U.S. retail sales saw no growth in April, missing Wall Street forecasts and sparking concerns over consumer spending amid persistent inflation and high interest rates, according to the Commerce Department. This stagnation marks a significant slowdown from the 0.6% increase in March, with economists previously anticipating a 0.4% rise based on Bloomberg data.
Excluding autos and gas, retail sales actually declined by 0.1%, contrary to the expected slight increase. The decline was led by nonstore retailers, including online sales which dropped by 1.2%, and sporting goods and hobby stores, which decreased by 0.9%. However, there were gains in other sectors; clothing and accessories stores saw a rise of 1.6%, and gasoline sales increased by 3.1%.
Tim Quinlan, a senior economist at Wells Fargo, noted that the timing of Easter and an Amazon (NASDAQ:AMZN) sales event likely inflated March’s figures, making the April decline appear more pronounced.
The broader economic data released on Wednesday also painted a mixed picture. The Consumer Price Index for April indicated a cooling in inflation, which might influence the Federal Reserve’s interest rate policies, suggesting a potential for rate cuts as early as September, according to Kathy Bostjancic, chief economist at Nationwide.

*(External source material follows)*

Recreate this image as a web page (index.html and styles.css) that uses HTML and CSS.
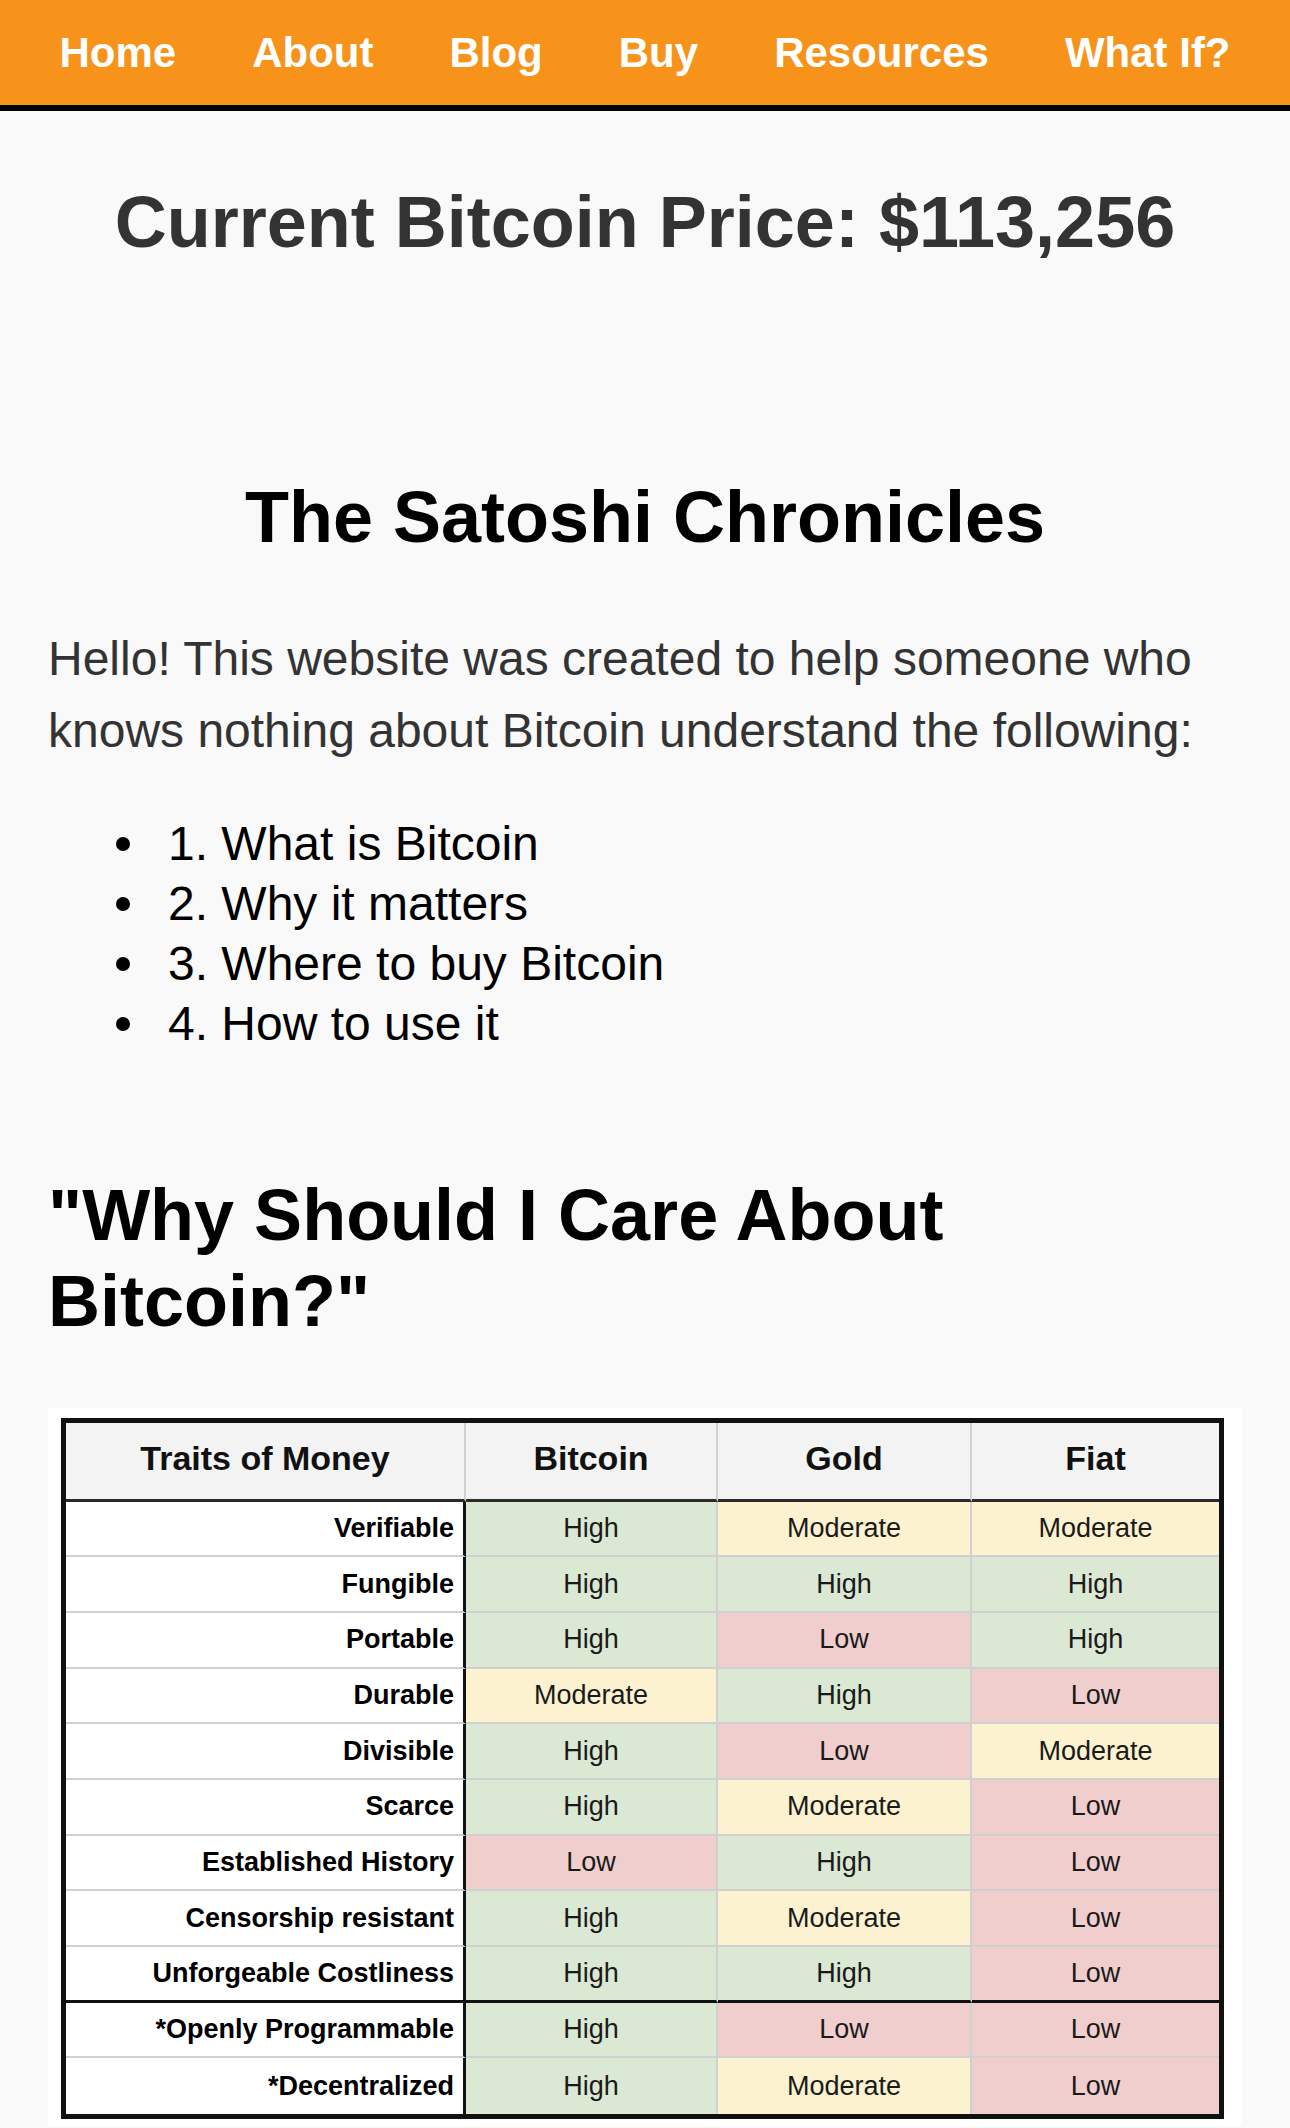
FILE: index.html
```html
<!DOCTYPE html>
<html lang="en">
<head>
<meta charset="utf-8">
<title>The Satoshi Chronicles</title>
<link rel="stylesheet" href="styles.css">
</head>
<body>
<nav class="topnav">
  <a href="#">Home</a>
  <a href="#">About</a>
  <a href="#">Blog</a>
  <a href="#">Buy</a>
  <a href="#">Resources</a>
  <a href="#">What If?</a>
</nav>
<main class="content">
  <h2 class="price">Current Bitcoin Price: $113,256</h2>
  <h1 class="title">The Satoshi Chronicles</h1>
  <p class="intro">Hello! This website was created to help someone who knows nothing about Bitcoin understand the following:</p>
  <ul class="goals">
    <li>1. What is Bitcoin</li>
    <li>2. Why it matters</li>
    <li>3. Where to buy Bitcoin</li>
    <li>4. How to use it</li>
  </ul>
  <h2 class="why">"Why Should I Care About Bitcoin?"</h2>
  <div class="table-card">
    <div class="traits">
      <div class="cell head">Traits of Money</div>
      <div class="cell head">Bitcoin</div>
      <div class="cell head">Gold</div>
      <div class="cell head last">Fiat</div>

      <div class="cell label">Verifiable</div>
      <div class="cell hi">High</div>
      <div class="cell mid">Moderate</div>
      <div class="cell mid last">Moderate</div>

      <div class="cell label">Fungible</div>
      <div class="cell hi">High</div>
      <div class="cell hi">High</div>
      <div class="cell hi last">High</div>

      <div class="cell label">Portable</div>
      <div class="cell hi">High</div>
      <div class="cell lo">Low</div>
      <div class="cell hi last">High</div>

      <div class="cell label">Durable</div>
      <div class="cell mid">Moderate</div>
      <div class="cell hi">High</div>
      <div class="cell lo last">Low</div>

      <div class="cell label">Divisible</div>
      <div class="cell hi">High</div>
      <div class="cell lo">Low</div>
      <div class="cell mid last">Moderate</div>

      <div class="cell label">Scarce</div>
      <div class="cell hi">High</div>
      <div class="cell mid">Moderate</div>
      <div class="cell lo last">Low</div>

      <div class="cell label">Established History</div>
      <div class="cell lo">Low</div>
      <div class="cell hi">High</div>
      <div class="cell lo last">Low</div>

      <div class="cell label">Censorship resistant</div>
      <div class="cell hi">High</div>
      <div class="cell mid">Moderate</div>
      <div class="cell lo last">Low</div>

      <div class="cell label sep">Unforgeable Costliness</div>
      <div class="cell hi sep">High</div>
      <div class="cell hi sep">High</div>
      <div class="cell lo last sep">Low</div>

      <div class="cell label">*Openly Programmable</div>
      <div class="cell hi">High</div>
      <div class="cell lo">Low</div>
      <div class="cell lo last">Low</div>

      <div class="cell label end">*Decentralized</div>
      <div class="cell hi end">High</div>
      <div class="cell mid end">Moderate</div>
      <div class="cell lo last end">Low</div>
    </div>
  </div>
</main>
</body>
</html>
```

FILE: styles.css
```css
html, body {
  margin: 0;
  padding: 0;
}

body {
  background: #f9f9f9;
  font-family: "Liberation Sans", Arial, Helvetica, sans-serif;
  color: #333;
}

.topnav {
  height: 105px;
  background: #f7931a;
  border-bottom: 6px solid #000;
  display: flex;
  justify-content: center;
  align-items: center;
  gap: 76px;
}

.topnav a {
  color: #fff;
  text-decoration: none;
  font-weight: bold;
  font-size: 42px;
}

.content {
  padding: 0 48px;
}

.price {
  margin: 68px 0 0;
  font-size: 72px;
  line-height: 1.2;
  font-weight: bold;
  text-align: center;
  color: #333;
}

.title {
  margin: 209px 0 0;
  font-size: 72px;
  line-height: 1.2;
  font-weight: bold;
  text-align: center;
  color: #000;
}

.intro {
  margin: 62px 0 0;
  font-size: 48px;
  line-height: 72px;
  color: #333;
}

.goals {
  margin: 47px 0 0;
  padding-left: 68px;
  list-style: none;
  font-size: 48px;
  line-height: 60px;
  color: #000;
}

.goals li::before {
  content: "";
  display: inline-block;
  width: 14px;
  height: 14px;
  border-radius: 50%;
  background: #000;
  vertical-align: 9px;
  margin-right: 38px;
}

.why {
  margin: 118px 0 0;
  font-size: 72px;
  line-height: 1.2;
  font-weight: bold;
  color: #000;
}

.table-card {
  margin-top: 63px;
  background: #fff;
  padding: 10px 16px 7px 13px;
}

.traits {
  box-sizing: border-box;
  width: 1163px;
  border: 5px solid #111;
  display: grid;
  grid-template-columns: 400px 252px 254px 1fr;
  grid-template-rows: 79px repeat(11, 55.7px);
  background: #fff;
}

.cell {
  box-sizing: border-box;
  display: flex;
  align-items: center;
  justify-content: center;
  border-right: 2px solid #d0d0d0;
  border-bottom: 2px solid #d0d0d0;
  font-size: 27px;
  color: #1a1a1a;
  white-space: nowrap;
}

.cell.last {
  border-right: none;
}

.cell.head {
  background: #f3f3f3;
  font-weight: bold;
  font-size: 34px;
  color: #111;
  border-bottom: 3px solid #2a2a2a;
  padding-bottom: 4px;
}

.cell.head:first-child {
  border-right: 2px solid #d0d0d0;
}

.cell.label {
  justify-content: flex-end;
  padding-right: 9px;
  font-weight: bold;
  color: #000;
  background: #fff;
  border-right: 3px solid #111;
}

.cell.hi {
  background: #dbe8d4;
}

.cell.mid {
  background: #fdf2cf;
}

.cell.lo {
  background: #f1cece;
}

.cell.sep {
  border-bottom: 3px solid #111;
}

.cell.end {
  border-bottom: none;
}
```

This latest retail data comes amid other indicators of a slowing economy, including weaker than expected job growth, a slight increase in unemployment, declining wage growth, and shrinking manufacturing activity. Michael Pearce, deputy chief U.S. economist at Oxford Economics, commented that while the economy shows resilience, the slowing consumer spending and cooling labor market allow the Federal Reserve to remain focused on inflation trends for future rate decisions.